Start

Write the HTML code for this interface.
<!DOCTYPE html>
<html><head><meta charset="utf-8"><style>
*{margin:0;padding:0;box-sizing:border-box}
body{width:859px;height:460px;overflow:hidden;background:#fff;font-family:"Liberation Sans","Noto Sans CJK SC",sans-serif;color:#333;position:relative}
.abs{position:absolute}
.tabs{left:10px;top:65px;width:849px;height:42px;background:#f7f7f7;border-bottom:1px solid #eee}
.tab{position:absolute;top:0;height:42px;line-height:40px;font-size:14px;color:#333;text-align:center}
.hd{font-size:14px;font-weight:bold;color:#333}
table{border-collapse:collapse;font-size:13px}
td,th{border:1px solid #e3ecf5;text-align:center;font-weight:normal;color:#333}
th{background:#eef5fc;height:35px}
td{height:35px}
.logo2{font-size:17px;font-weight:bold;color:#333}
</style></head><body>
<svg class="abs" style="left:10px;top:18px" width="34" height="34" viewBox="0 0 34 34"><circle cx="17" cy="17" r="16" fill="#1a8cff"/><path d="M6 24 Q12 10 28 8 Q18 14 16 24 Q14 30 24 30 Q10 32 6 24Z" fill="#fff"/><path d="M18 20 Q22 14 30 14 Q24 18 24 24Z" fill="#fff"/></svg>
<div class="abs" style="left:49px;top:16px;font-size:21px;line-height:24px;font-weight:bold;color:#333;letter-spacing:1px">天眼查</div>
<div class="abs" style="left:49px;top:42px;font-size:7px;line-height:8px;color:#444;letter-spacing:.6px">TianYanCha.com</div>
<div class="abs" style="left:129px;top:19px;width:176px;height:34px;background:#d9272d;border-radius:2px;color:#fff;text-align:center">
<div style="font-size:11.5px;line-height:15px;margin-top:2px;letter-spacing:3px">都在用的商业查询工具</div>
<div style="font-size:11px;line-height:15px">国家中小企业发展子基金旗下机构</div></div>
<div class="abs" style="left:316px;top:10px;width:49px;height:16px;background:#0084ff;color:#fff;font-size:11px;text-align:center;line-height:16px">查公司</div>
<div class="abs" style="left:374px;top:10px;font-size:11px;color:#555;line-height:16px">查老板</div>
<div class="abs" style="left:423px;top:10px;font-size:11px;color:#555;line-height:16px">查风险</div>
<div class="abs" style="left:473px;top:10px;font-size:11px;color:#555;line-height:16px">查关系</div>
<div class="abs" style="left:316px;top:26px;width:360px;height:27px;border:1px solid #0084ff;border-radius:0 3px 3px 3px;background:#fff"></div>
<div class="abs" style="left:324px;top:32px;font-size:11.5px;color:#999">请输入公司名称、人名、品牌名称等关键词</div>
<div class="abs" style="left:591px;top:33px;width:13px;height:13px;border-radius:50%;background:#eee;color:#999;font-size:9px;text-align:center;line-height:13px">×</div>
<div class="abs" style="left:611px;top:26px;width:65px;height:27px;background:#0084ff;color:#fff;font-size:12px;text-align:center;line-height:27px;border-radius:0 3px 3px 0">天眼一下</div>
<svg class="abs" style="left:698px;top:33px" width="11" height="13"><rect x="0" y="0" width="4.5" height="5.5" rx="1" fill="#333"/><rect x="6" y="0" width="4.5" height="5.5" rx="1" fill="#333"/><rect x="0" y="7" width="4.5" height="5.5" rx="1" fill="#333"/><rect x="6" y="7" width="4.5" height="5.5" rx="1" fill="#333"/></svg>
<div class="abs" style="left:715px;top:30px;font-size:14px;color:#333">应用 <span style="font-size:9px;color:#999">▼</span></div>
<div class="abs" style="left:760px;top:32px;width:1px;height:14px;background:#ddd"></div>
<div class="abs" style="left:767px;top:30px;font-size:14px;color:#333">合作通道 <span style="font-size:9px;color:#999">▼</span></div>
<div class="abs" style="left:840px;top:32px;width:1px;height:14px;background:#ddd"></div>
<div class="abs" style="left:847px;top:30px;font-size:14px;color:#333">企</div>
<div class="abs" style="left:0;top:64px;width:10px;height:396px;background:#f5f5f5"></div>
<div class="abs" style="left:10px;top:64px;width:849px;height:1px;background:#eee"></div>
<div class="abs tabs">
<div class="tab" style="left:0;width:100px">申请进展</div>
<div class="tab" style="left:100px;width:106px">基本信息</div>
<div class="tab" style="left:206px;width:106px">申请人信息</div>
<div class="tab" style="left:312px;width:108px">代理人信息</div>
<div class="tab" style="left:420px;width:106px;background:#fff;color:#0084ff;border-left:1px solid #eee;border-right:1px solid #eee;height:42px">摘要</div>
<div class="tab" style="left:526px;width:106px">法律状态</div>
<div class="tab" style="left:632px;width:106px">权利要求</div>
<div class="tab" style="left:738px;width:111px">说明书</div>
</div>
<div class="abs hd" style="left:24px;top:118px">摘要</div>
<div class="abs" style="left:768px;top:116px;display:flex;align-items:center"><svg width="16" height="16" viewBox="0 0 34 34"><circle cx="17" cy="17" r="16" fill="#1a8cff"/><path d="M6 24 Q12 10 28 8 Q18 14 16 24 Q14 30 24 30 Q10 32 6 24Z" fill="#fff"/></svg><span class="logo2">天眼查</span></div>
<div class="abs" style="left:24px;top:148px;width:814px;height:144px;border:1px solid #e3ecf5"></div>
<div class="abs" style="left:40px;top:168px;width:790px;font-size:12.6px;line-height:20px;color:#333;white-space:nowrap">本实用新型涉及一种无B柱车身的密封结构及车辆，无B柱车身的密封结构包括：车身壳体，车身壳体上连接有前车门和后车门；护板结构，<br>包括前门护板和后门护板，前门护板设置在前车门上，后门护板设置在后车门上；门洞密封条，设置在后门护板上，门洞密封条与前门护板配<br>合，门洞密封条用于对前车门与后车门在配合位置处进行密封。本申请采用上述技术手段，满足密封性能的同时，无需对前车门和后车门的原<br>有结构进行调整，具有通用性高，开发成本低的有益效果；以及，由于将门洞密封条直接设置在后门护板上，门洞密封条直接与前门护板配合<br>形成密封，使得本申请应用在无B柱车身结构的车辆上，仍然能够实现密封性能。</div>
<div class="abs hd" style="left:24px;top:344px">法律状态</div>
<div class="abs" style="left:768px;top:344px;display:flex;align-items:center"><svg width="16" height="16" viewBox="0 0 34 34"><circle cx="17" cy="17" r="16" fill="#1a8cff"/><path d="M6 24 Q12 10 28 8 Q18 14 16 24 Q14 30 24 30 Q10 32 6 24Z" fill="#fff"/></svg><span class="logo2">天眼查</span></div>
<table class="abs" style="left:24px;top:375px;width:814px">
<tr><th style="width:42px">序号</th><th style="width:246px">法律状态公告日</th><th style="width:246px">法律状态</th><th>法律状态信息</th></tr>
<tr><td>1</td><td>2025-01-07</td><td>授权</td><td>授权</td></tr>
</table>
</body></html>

End

STATED TASK » Reproduce each line verbatim.

CORRECT OUTPUT »
Write the HTML code for this interface.
<!DOCTYPE html>
<html><head><meta charset="utf-8"><style>
*{margin:0;padding:0;box-sizing:border-box}
body{width:859px;height:460px;overflow:hidden;background:#fff;font-family:"Liberation Sans","Noto Sans CJK SC",sans-serif;color:#333;position:relative}
.abs{position:absolute}
.tabs{left:10px;top:65px;width:849px;height:42px;background:#f7f7f7;border-bottom:1px solid #eee}
.tab{position:absolute;top:0;height:42px;line-height:40px;font-size:14px;color:#333;text-align:center}
.hd{font-size:14px;font-weight:bold;color:#333}
table{border-collapse:collapse;font-size:13px}
td,th{border:1px solid #e3ecf5;text-align:center;font-weight:normal;color:#333}
th{background:#eef5fc;height:35px}
td{height:35px}
.logo2{font-size:17px;font-weight:bold;color:#333}
</style></head><body>
<svg class="abs" style="left:10px;top:18px" width="34" height="34" viewBox="0 0 34 34"><circle cx="17" cy="17" r="16" fill="#1a8cff"/><path d="M6 24 Q12 10 28 8 Q18 14 16 24 Q14 30 24 30 Q10 32 6 24Z" fill="#fff"/><path d="M18 20 Q22 14 30 14 Q24 18 24 24Z" fill="#fff"/></svg>
<div class="abs" style="left:49px;top:16px;font-size:21px;line-height:24px;font-weight:bold;color:#333;letter-spacing:1px">天眼查</div>
<div class="abs" style="left:49px;top:42px;font-size:7px;line-height:8px;color:#444;letter-spacing:.6px">TianYanCha.com</div>
<div class="abs" style="left:129px;top:19px;width:176px;height:34px;background:#d9272d;border-radius:2px;color:#fff;text-align:center">
<div style="font-size:11.5px;line-height:15px;margin-top:2px;letter-spacing:3px">都在用的商业查询工具</div>
<div style="font-size:11px;line-height:15px">国家中小企业发展子基金旗下机构</div></div>
<div class="abs" style="left:316px;top:10px;width:49px;height:16px;background:#0084ff;color:#fff;font-size:11px;text-align:center;line-height:16px">查公司</div>
<div class="abs" style="left:374px;top:10px;font-size:11px;color:#555;line-height:16px">查老板</div>
<div class="abs" style="left:423px;top:10px;font-size:11px;color:#555;line-height:16px">查风险</div>
<div class="abs" style="left:473px;top:10px;font-size:11px;color:#555;line-height:16px">查关系</div>
<div class="abs" style="left:316px;top:26px;width:360px;height:27px;border:1px solid #0084ff;border-radius:0 3px 3px 3px;background:#fff"></div>
<div class="abs" style="left:324px;top:32px;font-size:11.5px;color:#999">请输入公司名称、人名、品牌名称等关键词</div>
<div class="abs" style="left:591px;top:33px;width:13px;height:13px;border-radius:50%;background:#eee;color:#999;font-size:9px;text-align:center;line-height:13px">×</div>
<div class="abs" style="left:611px;top:26px;width:65px;height:27px;background:#0084ff;color:#fff;font-size:12px;text-align:center;line-height:27px;border-radius:0 3px 3px 0">天眼一下</div>
<svg class="abs" style="left:698px;top:33px" width="11" height="13"><rect x="0" y="0" width="4.5" height="5.5" rx="1" fill="#333"/><rect x="6" y="0" width="4.5" height="5.5" rx="1" fill="#333"/><rect x="0" y="7" width="4.5" height="5.5" rx="1" fill="#333"/><rect x="6" y="7" width="4.5" height="5.5" rx="1" fill="#333"/></svg>
<div class="abs" style="left:715px;top:30px;font-size:14px;color:#333">应用 <span style="font-size:9px;color:#999">▼</span></div>
<div class="abs" style="left:760px;top:32px;width:1px;height:14px;background:#ddd"></div>
<div class="abs" style="left:767px;top:30px;font-size:14px;color:#333">合作通道 <span style="font-size:9px;color:#999">▼</span></div>
<div class="abs" style="left:840px;top:32px;width:1px;height:14px;background:#ddd"></div>
<div class="abs" style="left:847px;top:30px;font-size:14px;color:#333">企</div>
<div class="abs" style="left:0;top:64px;width:10px;height:396px;background:#f5f5f5"></div>
<div class="abs" style="left:10px;top:64px;width:849px;height:1px;background:#eee"></div>
<div class="abs tabs">
<div class="tab" style="left:0;width:100px">申请进展</div>
<div class="tab" style="left:100px;width:106px">基本信息</div>
<div class="tab" style="left:206px;width:106px">申请人信息</div>
<div class="tab" style="left:312px;width:108px">代理人信息</div>
<div class="tab" style="left:420px;width:106px;background:#fff;color:#0084ff;border-left:1px solid #eee;border-right:1px solid #eee;height:42px">摘要</div>
<div class="tab" style="left:526px;width:106px">法律状态</div>
<div class="tab" style="left:632px;width:106px">权利要求</div>
<div class="tab" style="left:738px;width:111px">说明书</div>
</div>
<div class="abs hd" style="left:24px;top:118px">摘要</div>
<div class="abs" style="left:768px;top:116px;display:flex;align-items:center"><svg width="16" height="16" viewBox="0 0 34 34"><circle cx="17" cy="17" r="16" fill="#1a8cff"/><path d="M6 24 Q12 10 28 8 Q18 14 16 24 Q14 30 24 30 Q10 32 6 24Z" fill="#fff"/></svg><span class="logo2">天眼查</span></div>
<div class="abs" style="left:24px;top:148px;width:814px;height:144px;border:1px solid #e3ecf5"></div>
<div class="abs" style="left:40px;top:168px;width:790px;font-size:12.6px;line-height:20px;color:#333;white-space:nowrap">本实用新型涉及一种无B柱车身的密封结构及车辆，无B柱车身的密封结构包括：车身壳体，车身壳体上连接有前车门和后车门；护板结构，<br>包括前门护板和后门护板，前门护板设置在前车门上，后门护板设置在后车门上；门洞密封条，设置在后门护板上，门洞密封条与前门护板配<br>合，门洞密封条用于对前车门与后车门在配合位置处进行密封。本申请采用上述技术手段，满足密封性能的同时，无需对前车门和后车门的原<br>有结构进行调整，具有通用性高，开发成本低的有益效果；以及，由于将门洞密封条直接设置在后门护板上，门洞密封条直接与前门护板配合<br>形成密封，使得本申请应用在无B柱车身结构的车辆上，仍然能够实现密封性能。</div>
<div class="abs hd" style="left:24px;top:344px">法律状态</div>
<div class="abs" style="left:768px;top:344px;display:flex;align-items:center"><svg width="16" height="16" viewBox="0 0 34 34"><circle cx="17" cy="17" r="16" fill="#1a8cff"/><path d="M6 24 Q12 10 28 8 Q18 14 16 24 Q14 30 24 30 Q10 32 6 24Z" fill="#fff"/></svg><span class="logo2">天眼查</span></div>
<table class="abs" style="left:24px;top:375px;width:814px">
<tr><th style="width:42px">序号</th><th style="width:246px">法律状态公告日</th><th style="width:246px">法律状态</th><th>法律状态信息</th></tr>
<tr><td>1</td><td>2025-01-07</td><td>授权</td><td>授权</td></tr>
</table>
</body></html>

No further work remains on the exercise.